De Beers water use increases by almost 6% due to ‘technical issues’ at mines
Diamond company De Beers has announced that it used 42.9 million cubic metres (m3) of water in 2012, a 5.8% increase on 2011.
According to the company, the increase was mainly due to a rise in the volume of material treated and some technical issues related to water recovery at some of its mines.
Released yesterday, the company’s 2012 sustainability report states that contributing to this increase was the “minimal” water recycling at both the company’s Botswana Morupule Coal Mine and at its synthetic diamond supermaterials company Element Six, which have been reported on for the first time.

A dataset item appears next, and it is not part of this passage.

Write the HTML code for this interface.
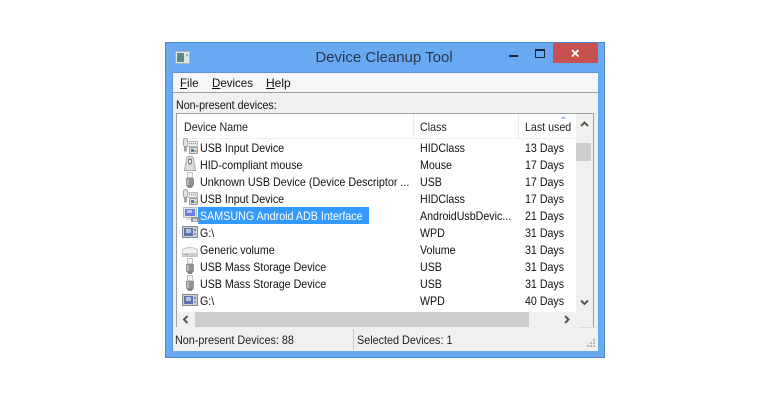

In addition to the company’s increase in water consumption, it also reported an increase in direct and indirect energy consumption, which amounted to 12.7 million gigajoules (GJ) in 2012, a 9.6% increase on 2011.
The overall increase in energy use is mainly attributed to increased waste stripping, greater haulage distances and an increase in tonnes of ore treated.
As a result, this has intensified total carbon dioxide equivalent emissions, which increased to 1.58 million tonnes in 2012, an 8.9% increase from 2011.
Two-thirds of these emissions come from the electricity the company purchases, with indirect emissions amounting to 0.93 million tonnes in 2012 compared to 0.85 million tonnes in 2011.
Direct emissions from fuel use, mainly diesel, amounted to 0.65 million tonnes compared to 0.60 million tonnes in 2011.
According to the company, De Beers does not set group-wide targets but instead all of its operations have targets for energy and water specific to the type of mining operation, such as marine, alluvial or open pit.
Last week, analysis from the Carbon Disclosure Project, Metals & Mining: a sector under water pressure revealed that for the majority of metals and mining firms, there are very real concerns that water shortages could strike at the heart of their production systems.
The paper distilled findings from 36 companies, including De Beers parent company Anglo American, that were happy to disclose water data.
Out of the 36 firms, all bar one identified substantive water-related risks that could reduce profits going forward.